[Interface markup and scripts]
○ ○ ○ ○
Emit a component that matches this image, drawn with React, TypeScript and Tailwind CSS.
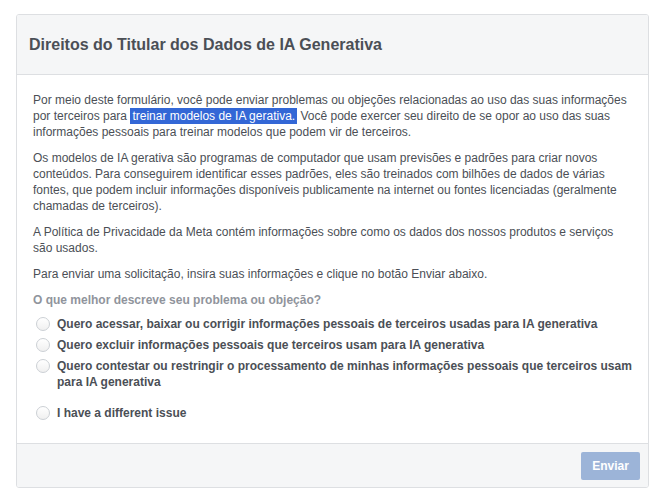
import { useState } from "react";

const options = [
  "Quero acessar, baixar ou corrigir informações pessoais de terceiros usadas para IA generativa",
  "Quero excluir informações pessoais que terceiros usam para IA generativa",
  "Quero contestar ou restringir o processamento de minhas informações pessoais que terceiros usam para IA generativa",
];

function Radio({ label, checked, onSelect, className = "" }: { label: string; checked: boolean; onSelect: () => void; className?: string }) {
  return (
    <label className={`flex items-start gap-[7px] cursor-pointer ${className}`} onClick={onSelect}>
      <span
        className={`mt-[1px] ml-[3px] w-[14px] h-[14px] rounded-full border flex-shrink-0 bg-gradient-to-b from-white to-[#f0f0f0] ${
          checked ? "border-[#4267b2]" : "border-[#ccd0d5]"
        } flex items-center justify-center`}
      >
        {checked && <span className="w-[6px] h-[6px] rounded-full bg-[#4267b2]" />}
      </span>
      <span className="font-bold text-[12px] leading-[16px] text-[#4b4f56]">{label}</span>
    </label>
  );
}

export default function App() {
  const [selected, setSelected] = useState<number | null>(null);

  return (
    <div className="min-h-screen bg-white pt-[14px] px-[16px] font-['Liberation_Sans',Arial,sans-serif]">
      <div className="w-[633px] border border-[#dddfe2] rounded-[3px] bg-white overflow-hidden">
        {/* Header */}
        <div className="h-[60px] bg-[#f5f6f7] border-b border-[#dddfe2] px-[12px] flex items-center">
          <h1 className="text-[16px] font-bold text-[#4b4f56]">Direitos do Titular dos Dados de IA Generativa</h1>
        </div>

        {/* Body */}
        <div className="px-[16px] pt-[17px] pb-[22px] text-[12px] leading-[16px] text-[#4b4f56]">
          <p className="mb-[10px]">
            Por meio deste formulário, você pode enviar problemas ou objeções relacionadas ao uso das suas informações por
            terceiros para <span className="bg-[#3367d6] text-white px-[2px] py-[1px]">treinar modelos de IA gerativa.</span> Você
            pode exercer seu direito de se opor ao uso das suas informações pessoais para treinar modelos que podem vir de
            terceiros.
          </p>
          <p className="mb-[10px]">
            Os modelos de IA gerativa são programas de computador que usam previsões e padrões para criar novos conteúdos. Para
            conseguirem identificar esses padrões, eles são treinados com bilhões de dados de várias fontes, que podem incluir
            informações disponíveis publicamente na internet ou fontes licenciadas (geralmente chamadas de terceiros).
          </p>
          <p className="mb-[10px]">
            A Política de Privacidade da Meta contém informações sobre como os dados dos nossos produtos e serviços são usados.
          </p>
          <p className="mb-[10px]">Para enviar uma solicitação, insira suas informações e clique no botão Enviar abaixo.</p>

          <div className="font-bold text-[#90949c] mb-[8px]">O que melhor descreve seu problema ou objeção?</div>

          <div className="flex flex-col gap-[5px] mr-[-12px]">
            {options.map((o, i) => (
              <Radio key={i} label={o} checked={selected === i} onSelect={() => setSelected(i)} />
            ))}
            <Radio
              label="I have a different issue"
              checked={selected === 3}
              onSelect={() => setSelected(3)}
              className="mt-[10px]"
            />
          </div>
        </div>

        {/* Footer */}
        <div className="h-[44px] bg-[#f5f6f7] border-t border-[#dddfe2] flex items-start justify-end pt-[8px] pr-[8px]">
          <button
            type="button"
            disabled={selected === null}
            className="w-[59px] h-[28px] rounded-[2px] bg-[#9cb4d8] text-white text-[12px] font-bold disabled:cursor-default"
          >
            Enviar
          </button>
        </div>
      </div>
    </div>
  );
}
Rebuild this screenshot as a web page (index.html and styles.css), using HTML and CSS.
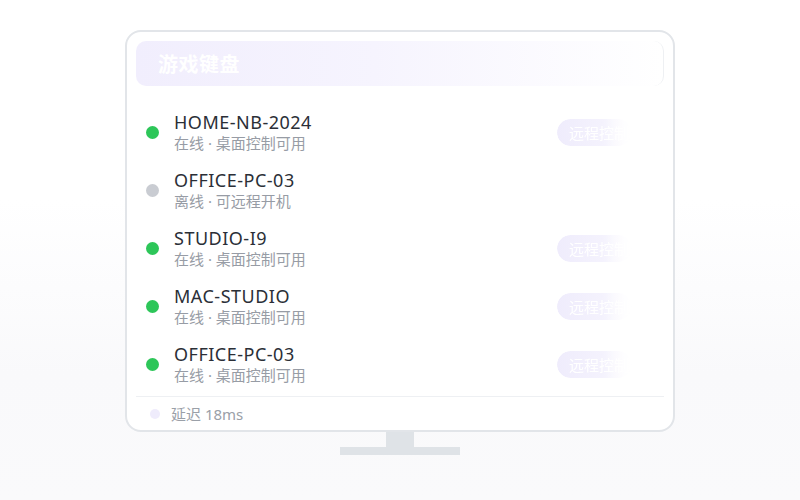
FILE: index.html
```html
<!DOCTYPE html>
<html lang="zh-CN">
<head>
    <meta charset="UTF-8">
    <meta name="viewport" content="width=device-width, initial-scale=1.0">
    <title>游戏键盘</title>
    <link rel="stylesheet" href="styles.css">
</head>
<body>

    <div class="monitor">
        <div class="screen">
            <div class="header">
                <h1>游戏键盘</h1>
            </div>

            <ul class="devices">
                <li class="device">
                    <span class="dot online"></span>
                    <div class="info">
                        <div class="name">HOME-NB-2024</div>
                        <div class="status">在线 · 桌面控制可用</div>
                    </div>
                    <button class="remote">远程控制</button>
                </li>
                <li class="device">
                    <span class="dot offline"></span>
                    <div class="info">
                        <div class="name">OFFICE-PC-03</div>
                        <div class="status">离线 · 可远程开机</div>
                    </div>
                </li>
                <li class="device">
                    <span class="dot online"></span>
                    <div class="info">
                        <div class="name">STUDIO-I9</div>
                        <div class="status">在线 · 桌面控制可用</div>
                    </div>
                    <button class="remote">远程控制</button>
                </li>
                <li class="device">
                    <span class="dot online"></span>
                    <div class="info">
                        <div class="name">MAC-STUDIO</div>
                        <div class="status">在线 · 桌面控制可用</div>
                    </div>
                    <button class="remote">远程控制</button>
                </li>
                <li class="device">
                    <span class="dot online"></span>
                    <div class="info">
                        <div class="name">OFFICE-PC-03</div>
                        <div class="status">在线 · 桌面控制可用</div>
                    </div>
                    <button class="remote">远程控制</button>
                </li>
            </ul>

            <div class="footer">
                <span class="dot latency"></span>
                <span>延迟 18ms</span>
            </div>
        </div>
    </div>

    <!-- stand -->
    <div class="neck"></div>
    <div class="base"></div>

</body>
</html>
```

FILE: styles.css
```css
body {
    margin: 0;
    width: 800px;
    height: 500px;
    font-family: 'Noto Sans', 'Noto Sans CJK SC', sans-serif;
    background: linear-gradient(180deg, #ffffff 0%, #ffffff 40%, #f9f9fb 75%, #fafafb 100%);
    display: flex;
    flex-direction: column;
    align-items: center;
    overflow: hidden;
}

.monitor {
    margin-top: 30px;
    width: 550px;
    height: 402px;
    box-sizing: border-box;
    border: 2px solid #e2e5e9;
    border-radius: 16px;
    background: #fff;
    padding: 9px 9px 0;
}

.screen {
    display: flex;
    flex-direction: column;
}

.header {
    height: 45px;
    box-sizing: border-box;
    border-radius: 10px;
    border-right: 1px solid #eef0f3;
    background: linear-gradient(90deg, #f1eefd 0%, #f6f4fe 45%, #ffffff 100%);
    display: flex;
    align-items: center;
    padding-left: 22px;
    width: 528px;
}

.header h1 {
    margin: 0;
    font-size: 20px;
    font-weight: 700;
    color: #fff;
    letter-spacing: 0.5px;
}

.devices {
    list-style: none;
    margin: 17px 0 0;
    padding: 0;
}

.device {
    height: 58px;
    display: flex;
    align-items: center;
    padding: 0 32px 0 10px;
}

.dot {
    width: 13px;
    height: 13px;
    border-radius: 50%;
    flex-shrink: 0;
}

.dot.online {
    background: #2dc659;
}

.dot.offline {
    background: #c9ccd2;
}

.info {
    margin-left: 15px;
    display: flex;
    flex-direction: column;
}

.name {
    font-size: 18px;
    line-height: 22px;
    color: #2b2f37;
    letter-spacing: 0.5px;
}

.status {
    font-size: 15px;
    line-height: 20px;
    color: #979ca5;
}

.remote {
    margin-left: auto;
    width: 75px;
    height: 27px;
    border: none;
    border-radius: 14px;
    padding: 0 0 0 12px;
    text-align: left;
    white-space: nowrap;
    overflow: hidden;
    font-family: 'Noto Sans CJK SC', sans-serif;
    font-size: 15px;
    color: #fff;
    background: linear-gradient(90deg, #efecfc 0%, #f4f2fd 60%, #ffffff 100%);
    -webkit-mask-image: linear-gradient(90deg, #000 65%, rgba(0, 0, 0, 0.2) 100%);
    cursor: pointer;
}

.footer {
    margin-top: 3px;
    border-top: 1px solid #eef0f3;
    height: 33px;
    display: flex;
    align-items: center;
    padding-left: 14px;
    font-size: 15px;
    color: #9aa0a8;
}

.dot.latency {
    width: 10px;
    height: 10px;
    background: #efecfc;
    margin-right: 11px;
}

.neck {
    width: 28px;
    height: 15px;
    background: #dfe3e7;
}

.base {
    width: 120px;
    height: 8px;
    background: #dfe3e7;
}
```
○ ○ ○ ○
INSTRUCTIONS TO FOLLOW: Everything from the first line to the line with "const [selected, setSelected]" must be repeated exactly, and nothing else. Leave the pictures out.

EXERCISE SOLUTION:
Emit a component that matches this image, drawn with React, TypeScript and Tailwind CSS.
import { useState } from "react";

const options = [
  "Quero acessar, baixar ou corrigir informações pessoais de terceiros usadas para IA generativa",
  "Quero excluir informações pessoais que terceiros usam para IA generativa",
  "Quero contestar ou restringir o processamento de minhas informações pessoais que terceiros usam para IA generativa",
];

function Radio({ label, checked, onSelect, className = "" }: { label: string; checked: boolean; onSelect: () => void; className?: string }) {
  return (
    <label className={`flex items-start gap-[7px] cursor-pointer ${className}`} onClick={onSelect}>
      <span
        className={`mt-[1px] ml-[3px] w-[14px] h-[14px] rounded-full border flex-shrink-0 bg-gradient-to-b from-white to-[#f0f0f0] ${
          checked ? "border-[#4267b2]" : "border-[#ccd0d5]"
        } flex items-center justify-center`}
      >
        {checked && <span className="w-[6px] h-[6px] rounded-full bg-[#4267b2]" />}
      </span>
      <span className="font-bold text-[12px] leading-[16px] text-[#4b4f56]">{label}</span>
    </label>
  );
}

export default function App() {
  const [selected, setSelected] = useState<number | null>(null);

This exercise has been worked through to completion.